'''

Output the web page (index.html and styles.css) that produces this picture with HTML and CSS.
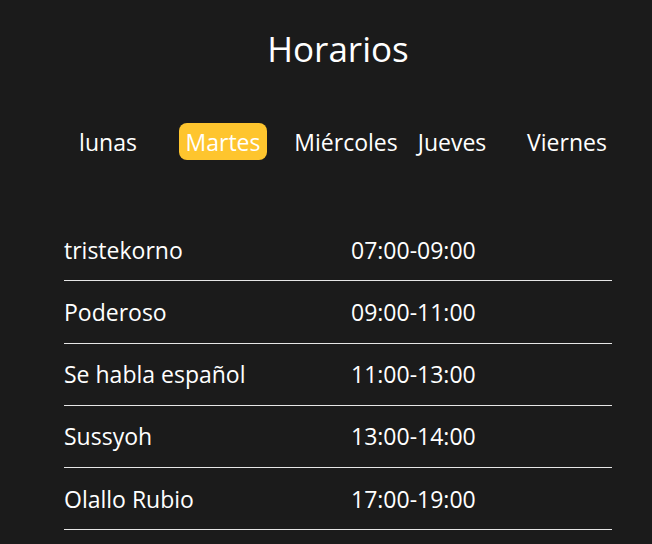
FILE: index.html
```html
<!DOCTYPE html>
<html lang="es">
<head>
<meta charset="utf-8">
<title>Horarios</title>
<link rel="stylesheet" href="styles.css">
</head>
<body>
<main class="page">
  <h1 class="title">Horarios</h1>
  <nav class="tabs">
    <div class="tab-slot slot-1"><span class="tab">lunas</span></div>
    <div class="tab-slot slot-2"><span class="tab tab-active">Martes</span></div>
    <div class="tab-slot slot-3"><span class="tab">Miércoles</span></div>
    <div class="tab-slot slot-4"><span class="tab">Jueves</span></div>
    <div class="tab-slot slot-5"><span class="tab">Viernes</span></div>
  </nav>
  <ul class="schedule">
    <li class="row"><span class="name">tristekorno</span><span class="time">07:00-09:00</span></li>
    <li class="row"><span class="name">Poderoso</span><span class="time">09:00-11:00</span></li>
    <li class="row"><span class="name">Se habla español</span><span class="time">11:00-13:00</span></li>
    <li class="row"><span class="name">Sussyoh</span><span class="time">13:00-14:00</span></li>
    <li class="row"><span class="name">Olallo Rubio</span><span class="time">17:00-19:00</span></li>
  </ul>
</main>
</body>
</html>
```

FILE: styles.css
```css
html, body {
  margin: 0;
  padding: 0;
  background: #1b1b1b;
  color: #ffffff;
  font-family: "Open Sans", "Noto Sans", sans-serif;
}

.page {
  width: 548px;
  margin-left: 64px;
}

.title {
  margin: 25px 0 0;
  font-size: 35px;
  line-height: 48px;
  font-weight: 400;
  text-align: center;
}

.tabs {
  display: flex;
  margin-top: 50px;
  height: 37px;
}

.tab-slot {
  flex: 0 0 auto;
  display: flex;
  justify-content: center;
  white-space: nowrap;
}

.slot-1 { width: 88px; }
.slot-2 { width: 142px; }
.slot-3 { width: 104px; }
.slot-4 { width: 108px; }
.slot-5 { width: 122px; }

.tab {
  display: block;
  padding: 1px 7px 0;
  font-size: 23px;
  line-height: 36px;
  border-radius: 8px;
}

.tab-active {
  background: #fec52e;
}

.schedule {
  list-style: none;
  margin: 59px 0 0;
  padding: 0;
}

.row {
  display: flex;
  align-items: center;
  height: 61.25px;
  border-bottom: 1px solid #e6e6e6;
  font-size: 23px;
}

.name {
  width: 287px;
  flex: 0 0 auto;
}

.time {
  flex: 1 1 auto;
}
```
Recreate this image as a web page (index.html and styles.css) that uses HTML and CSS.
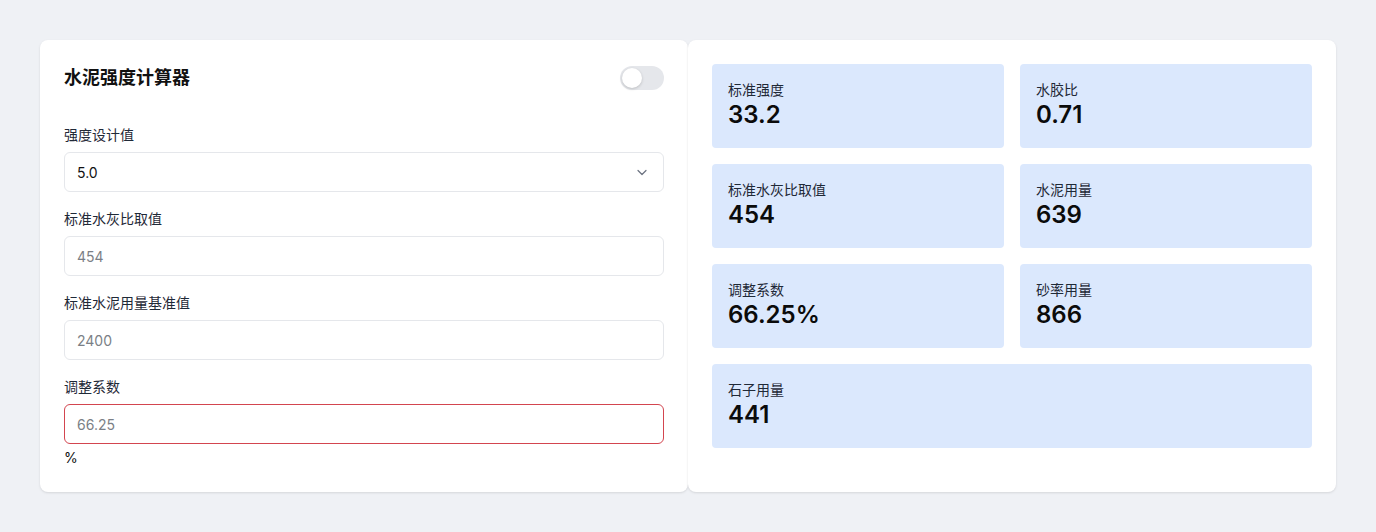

'''

## Challenge
Give every record again exactly, apart from the pictures, which stay out.

## Response to the exercise
Output the web page (index.html and styles.css) that produces this picture with HTML and CSS.
FILE: index.html
```html
<!DOCTYPE html>
<html lang="es">
<head>
<meta charset="utf-8">
<title>Horarios</title>
<link rel="stylesheet" href="styles.css">
</head>
<body>
<main class="page">
  <h1 class="title">Horarios</h1>
  <nav class="tabs">
    <div class="tab-slot slot-1"><span class="tab">lunas</span></div>
    <div class="tab-slot slot-2"><span class="tab tab-active">Martes</span></div>
    <div class="tab-slot slot-3"><span class="tab">Miércoles</span></div>
    <div class="tab-slot slot-4"><span class="tab">Jueves</span></div>
    <div class="tab-slot slot-5"><span class="tab">Viernes</span></div>
  </nav>
  <ul class="schedule">
    <li class="row"><span class="name">tristekorno</span><span class="time">07:00-09:00</span></li>
    <li class="row"><span class="name">Poderoso</span><span class="time">09:00-11:00</span></li>
    <li class="row"><span class="name">Se habla español</span><span class="time">11:00-13:00</span></li>
    <li class="row"><span class="name">Sussyoh</span><span class="time">13:00-14:00</span></li>
    <li class="row"><span class="name">Olallo Rubio</span><span class="time">17:00-19:00</span></li>
  </ul>
</main>
</body>
</html>
```

FILE: styles.css
```css
html, body {
  margin: 0;
  padding: 0;
  background: #1b1b1b;
  color: #ffffff;
  font-family: "Open Sans", "Noto Sans", sans-serif;
}

.page {
  width: 548px;
  margin-left: 64px;
}

.title {
  margin: 25px 0 0;
  font-size: 35px;
  line-height: 48px;
  font-weight: 400;
  text-align: center;
}

.tabs {
  display: flex;
  margin-top: 50px;
  height: 37px;
}

.tab-slot {
  flex: 0 0 auto;
  display: flex;
  justify-content: center;
  white-space: nowrap;
}

.slot-1 { width: 88px; }
.slot-2 { width: 142px; }
.slot-3 { width: 104px; }
.slot-4 { width: 108px; }
.slot-5 { width: 122px; }

.tab {
  display: block;
  padding: 1px 7px 0;
  font-size: 23px;
  line-height: 36px;
  border-radius: 8px;
}

.tab-active {
  background: #fec52e;
}

.schedule {
  list-style: none;
  margin: 59px 0 0;
  padding: 0;
}

.row {
  display: flex;
  align-items: center;
  height: 61.25px;
  border-bottom: 1px solid #e6e6e6;
  font-size: 23px;
}

.name {
  width: 287px;
  flex: 0 0 auto;
}

.time {
  flex: 1 1 auto;
}
```
Recreate this image as a web page (index.html and styles.css) that uses HTML and CSS.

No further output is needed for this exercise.